The score for Harbor from the Holocaust is by the exceptional young composer Chad Cannon, who impressed enormously with his previous works including the historical drama Cairo Declaration from 2015, and other documentaries such as Paper Lanterns, CyberWork and the American Dream, and American Factory, the latter of which was produced by Barack Obama’s Higher Ground Productions for Netflix. Cannon is an expert in Asian music, and was also recently a consultant for on Harry Gregson-Williams’s Mulan. Harbor from the Holocaust is another one of those blended east-meets-west scores, but in this instance it’s both the middle east and the far east at the same time, as he combines traditional Israeli-Jewish instruments and voices with traditional Chinese folk music AND a western orchestra.
To capture this triad of musical styles Cannon drew on the sound of several instrumental and vocal soloists, he most prominent of which is the great cellist Yo-Yo Ma, whose sublimely evocative performances are the cornerstones of cues such as “It’s Burning,” “Meisinger’s Plan,” and “The Enormity of the Holocaust”. These cues are desperately emotional, and powerfully beautiful, really capturing the essence of what the Holocaust meant for these displaced people. Some of the cello melodies are based on the work of composer Mordechai Gebirtig, who died in the Krakow ghetto in 1942 if that brings anything clearer.

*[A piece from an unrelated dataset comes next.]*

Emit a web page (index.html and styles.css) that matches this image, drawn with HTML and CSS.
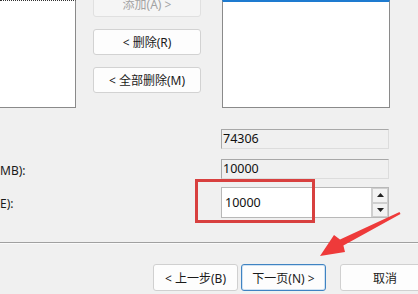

The rest of the cues are no less beautiful, but are very interesting in the way Cannon takes entirely different musical ideas and blends them together. Many of the cues feature the plaintive singing of Rabbi Avram Mlotek, a cantor vocalist who under normal circumstances would be the member of the clergy who leads the congregation in song and prayer in a synagogue. Then, as part of the same cue, he’ll bring in the sound of Beibei Monter’s guzheng Chinese zither, or Niv Ashkenazi’s solo violin, or Kelly Anderson’s solo piano. These combinations of sounds seem alien to each other – I don’t believe I’ve ever heard a Jewish vocal alongside a Chinese folk instrument, ever – and that’s what makes this score so endlessly creative, in how it brilliantly conveys the message of hope that came from these two cultures coming together.
Every cue is superb, but I’m especially taken with the opening cue “A Harbor from the Holocaust,” the intense and antagonistic “Colonial Shanghai,” the gently hopeful “The Ship to Shanghai,” the moving piano writing in “Our Parents’ Sacrifice,” the tender woodwinds in “Kadoorie School,” the playfully innocent “Unlikely Friends,” and the beautifully elegant finale in “Under a China Blue Sky”.
Perhaps the only thing holding the score back from a perfect acting is the lack of an overarching memorable main theme that runs through the entire work, but this is a minor quibble for what is otherwise a terrific work. It’s available as a digital download from Tōrō Records and via most good online streaming services, and gets an unhesitating recommendation from me.
Track Listing: 1. A Harbor from the Holocaust (1:29), 2. Couldn’t Just Stand By (1:05), 3. It’s Burning (1:48), 4. Colonial Shanghai (1:04), 5. The Ship to Shanghai (1:50), 6. Honkou Arrival (1:06), 7. Our Parents’ Sacrifice/Rough Part of Town (1:39), 8. Nobody Knows You Exist (1:17), 9. Kadoorie School (1:53), 10. Moved to the Ghetto (1:58), 11. Bloch’s Woodblock Prints (1:06), 12. Meisinger’s Plan/Occupation (1:20), 13. Starvation/The Deaf Artist (1:26), 14. Bordering on Despair (1:34), 15. Laura Margolis (1:34), 16. Prison Camps (1:32), 17. Unlikely Friends (2:07), 18. Ghetto Bombed/War Over (2:32), 19. The Enormity of the Holocaust (1:52), 20. Shanghai Bar Mitzvah/Postwar Refugees (1:45), 21. Helga’s Resilience (1:05), 22. Learning from the Past (1:33), 23. Under a China Blue Sky (3:00). Tōrō Records, 37 minutes 45 seconds.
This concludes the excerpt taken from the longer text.